## Start Items

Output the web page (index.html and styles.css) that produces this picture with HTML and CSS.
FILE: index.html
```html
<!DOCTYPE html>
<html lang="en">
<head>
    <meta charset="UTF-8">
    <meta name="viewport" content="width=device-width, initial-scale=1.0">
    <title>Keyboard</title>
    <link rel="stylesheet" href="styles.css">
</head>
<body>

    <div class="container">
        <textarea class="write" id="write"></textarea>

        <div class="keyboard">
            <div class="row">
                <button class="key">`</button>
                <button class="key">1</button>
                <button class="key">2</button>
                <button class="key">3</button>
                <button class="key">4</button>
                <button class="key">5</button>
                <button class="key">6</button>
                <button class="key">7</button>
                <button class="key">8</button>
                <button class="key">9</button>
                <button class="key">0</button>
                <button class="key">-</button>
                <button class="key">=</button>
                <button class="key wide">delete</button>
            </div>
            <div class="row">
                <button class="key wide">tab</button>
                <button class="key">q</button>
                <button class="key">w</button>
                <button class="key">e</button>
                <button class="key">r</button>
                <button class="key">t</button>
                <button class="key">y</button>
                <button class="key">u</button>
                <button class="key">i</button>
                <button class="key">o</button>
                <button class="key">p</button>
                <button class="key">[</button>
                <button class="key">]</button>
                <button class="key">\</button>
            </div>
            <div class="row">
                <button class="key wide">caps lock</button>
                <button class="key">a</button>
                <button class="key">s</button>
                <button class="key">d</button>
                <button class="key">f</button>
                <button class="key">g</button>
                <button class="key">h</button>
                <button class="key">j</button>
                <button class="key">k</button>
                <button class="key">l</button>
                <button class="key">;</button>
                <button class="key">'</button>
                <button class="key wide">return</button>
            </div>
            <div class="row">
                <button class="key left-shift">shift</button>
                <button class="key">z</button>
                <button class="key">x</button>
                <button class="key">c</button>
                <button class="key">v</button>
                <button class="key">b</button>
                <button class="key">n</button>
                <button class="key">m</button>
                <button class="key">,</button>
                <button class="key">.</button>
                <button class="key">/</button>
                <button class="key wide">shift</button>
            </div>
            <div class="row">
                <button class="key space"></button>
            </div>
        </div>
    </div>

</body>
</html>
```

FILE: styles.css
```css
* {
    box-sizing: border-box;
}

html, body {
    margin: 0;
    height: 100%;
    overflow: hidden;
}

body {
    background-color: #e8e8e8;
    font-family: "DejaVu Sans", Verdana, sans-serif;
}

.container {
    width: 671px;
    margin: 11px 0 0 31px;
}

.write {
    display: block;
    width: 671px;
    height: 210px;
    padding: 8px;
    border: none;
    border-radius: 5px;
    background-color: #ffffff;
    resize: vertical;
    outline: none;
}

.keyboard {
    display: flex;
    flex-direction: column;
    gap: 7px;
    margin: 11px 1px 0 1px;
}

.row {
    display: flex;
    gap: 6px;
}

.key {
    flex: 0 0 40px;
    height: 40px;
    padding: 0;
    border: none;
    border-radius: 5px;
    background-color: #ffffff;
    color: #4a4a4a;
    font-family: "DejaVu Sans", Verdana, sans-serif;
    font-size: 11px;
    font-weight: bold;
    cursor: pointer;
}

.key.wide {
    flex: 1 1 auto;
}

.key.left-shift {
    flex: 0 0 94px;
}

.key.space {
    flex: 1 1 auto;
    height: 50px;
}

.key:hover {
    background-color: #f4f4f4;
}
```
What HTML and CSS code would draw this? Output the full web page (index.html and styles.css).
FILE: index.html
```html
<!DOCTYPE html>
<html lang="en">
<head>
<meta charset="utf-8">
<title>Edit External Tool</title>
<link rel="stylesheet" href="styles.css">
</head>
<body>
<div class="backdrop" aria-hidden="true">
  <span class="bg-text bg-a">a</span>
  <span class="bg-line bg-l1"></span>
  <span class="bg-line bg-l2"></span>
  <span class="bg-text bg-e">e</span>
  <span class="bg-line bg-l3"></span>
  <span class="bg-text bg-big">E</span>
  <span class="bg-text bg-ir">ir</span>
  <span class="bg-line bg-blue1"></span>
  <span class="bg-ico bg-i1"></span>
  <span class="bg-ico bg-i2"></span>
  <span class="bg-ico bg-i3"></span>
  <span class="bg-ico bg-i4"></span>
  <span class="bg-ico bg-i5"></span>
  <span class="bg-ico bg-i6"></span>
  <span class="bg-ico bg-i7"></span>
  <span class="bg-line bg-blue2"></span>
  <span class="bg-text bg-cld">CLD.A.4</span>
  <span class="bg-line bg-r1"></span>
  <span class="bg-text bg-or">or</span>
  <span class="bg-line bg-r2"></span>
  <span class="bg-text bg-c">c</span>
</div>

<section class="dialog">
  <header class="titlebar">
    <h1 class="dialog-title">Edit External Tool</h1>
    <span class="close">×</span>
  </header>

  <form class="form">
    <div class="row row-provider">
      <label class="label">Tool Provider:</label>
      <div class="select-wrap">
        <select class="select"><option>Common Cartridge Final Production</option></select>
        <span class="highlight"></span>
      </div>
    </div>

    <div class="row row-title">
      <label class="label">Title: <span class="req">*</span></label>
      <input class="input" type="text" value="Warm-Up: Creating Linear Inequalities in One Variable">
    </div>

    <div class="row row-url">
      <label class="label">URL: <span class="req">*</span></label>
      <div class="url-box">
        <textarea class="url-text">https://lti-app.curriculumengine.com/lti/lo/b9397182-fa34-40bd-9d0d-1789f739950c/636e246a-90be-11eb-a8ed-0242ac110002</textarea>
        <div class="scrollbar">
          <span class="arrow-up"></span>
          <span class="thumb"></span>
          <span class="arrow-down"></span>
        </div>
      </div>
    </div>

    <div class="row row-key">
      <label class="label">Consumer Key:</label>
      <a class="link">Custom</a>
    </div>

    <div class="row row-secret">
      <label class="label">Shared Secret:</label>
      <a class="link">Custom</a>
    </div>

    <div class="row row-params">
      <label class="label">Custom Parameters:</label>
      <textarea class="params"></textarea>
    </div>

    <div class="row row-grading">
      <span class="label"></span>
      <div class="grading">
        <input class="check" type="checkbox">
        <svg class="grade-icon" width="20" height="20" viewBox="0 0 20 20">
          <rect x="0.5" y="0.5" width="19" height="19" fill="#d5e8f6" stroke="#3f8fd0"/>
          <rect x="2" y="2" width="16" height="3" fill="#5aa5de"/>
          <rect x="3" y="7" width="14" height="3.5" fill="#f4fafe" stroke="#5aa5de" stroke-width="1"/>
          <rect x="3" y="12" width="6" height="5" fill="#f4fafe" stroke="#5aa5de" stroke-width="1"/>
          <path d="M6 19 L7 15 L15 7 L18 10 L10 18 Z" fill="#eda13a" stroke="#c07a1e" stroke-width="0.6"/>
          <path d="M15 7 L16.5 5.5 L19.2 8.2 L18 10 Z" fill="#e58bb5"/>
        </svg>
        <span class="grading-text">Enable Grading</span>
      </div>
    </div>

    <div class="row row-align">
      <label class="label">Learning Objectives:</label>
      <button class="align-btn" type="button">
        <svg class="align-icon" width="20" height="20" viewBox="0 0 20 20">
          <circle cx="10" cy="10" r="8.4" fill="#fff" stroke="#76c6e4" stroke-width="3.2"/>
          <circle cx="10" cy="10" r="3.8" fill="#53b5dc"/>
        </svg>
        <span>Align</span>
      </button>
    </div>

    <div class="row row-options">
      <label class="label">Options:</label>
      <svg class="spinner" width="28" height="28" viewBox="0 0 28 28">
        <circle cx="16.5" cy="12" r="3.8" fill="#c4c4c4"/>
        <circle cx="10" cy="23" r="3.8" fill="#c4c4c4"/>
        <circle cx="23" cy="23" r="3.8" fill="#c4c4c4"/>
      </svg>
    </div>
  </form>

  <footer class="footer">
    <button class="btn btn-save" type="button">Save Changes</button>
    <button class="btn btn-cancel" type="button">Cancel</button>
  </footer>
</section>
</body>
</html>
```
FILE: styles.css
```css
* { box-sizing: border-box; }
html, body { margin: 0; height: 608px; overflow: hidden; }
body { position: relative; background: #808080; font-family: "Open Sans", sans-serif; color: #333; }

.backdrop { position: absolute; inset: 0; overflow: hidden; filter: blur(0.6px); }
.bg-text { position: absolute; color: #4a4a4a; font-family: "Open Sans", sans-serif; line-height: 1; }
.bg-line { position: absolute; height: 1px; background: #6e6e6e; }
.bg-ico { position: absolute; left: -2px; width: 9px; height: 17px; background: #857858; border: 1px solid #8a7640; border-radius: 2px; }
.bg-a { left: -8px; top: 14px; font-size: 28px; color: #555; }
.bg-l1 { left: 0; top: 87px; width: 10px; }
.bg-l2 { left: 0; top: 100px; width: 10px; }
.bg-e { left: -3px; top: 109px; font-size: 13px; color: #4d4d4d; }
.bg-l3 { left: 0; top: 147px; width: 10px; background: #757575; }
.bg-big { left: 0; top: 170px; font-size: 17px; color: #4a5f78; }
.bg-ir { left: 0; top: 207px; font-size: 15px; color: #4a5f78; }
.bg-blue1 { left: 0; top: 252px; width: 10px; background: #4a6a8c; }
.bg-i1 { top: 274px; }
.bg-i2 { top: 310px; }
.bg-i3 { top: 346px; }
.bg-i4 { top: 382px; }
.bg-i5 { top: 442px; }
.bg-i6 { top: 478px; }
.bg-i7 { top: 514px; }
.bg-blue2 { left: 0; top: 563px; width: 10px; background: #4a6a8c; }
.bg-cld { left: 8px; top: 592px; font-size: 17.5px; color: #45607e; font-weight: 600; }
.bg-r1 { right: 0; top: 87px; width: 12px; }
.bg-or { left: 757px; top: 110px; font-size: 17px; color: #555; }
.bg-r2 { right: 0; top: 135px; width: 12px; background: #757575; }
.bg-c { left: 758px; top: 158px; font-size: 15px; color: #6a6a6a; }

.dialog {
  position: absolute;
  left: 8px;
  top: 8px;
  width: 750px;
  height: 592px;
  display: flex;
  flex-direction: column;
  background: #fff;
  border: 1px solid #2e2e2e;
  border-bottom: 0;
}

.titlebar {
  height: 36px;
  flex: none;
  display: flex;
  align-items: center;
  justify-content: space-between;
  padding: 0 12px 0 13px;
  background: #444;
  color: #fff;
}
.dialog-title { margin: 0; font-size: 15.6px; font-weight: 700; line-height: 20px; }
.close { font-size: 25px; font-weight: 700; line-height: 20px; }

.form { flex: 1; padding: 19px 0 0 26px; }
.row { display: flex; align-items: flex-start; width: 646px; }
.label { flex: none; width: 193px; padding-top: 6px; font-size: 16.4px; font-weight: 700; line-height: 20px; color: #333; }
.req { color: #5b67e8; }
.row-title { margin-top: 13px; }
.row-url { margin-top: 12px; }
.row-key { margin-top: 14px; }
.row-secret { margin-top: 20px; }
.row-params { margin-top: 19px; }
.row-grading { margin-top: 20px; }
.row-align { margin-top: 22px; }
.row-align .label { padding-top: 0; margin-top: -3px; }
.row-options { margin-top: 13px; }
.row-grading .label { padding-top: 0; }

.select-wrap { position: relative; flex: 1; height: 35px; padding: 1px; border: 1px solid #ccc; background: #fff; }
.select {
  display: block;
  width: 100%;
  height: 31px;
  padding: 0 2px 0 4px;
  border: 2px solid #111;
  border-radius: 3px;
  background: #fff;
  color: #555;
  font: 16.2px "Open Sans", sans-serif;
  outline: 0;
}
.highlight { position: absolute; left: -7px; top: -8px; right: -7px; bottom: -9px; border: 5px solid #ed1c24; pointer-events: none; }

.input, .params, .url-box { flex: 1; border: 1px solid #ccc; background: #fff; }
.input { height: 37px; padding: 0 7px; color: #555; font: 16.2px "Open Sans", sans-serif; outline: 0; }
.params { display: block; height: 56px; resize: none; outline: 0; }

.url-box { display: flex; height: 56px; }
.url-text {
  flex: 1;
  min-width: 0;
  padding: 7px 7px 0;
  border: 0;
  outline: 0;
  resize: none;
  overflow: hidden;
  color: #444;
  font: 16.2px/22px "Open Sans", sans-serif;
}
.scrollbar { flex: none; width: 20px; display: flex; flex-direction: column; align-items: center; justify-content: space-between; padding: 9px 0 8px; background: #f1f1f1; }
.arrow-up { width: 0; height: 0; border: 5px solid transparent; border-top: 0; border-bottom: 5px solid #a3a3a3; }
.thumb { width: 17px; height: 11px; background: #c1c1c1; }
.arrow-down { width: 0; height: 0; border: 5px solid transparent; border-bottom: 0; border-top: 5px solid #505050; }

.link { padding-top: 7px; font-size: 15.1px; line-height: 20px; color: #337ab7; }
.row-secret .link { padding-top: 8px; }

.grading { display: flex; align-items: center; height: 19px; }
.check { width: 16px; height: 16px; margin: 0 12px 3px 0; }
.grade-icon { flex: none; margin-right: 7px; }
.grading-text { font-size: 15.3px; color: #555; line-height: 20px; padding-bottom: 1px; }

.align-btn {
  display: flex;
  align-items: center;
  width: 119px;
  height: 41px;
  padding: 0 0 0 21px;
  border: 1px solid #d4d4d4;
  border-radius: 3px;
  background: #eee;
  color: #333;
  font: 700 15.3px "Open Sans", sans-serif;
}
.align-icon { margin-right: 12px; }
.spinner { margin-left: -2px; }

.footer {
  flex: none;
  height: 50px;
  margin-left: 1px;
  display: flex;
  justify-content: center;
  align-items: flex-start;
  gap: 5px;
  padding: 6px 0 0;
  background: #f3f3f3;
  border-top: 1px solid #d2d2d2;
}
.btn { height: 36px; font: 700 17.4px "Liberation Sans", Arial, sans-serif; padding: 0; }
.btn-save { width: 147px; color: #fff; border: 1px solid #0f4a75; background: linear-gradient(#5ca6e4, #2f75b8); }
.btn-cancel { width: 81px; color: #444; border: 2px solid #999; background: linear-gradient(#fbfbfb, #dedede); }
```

## End Items

Objective :: Among the entries above, identify all lines with "Output" and copy them.

Written reply ::
Output the web page (index.html and styles.css) that produces this picture with HTML and CSS.
What HTML and CSS code would draw this? Output the full web page (index.html and styles.css).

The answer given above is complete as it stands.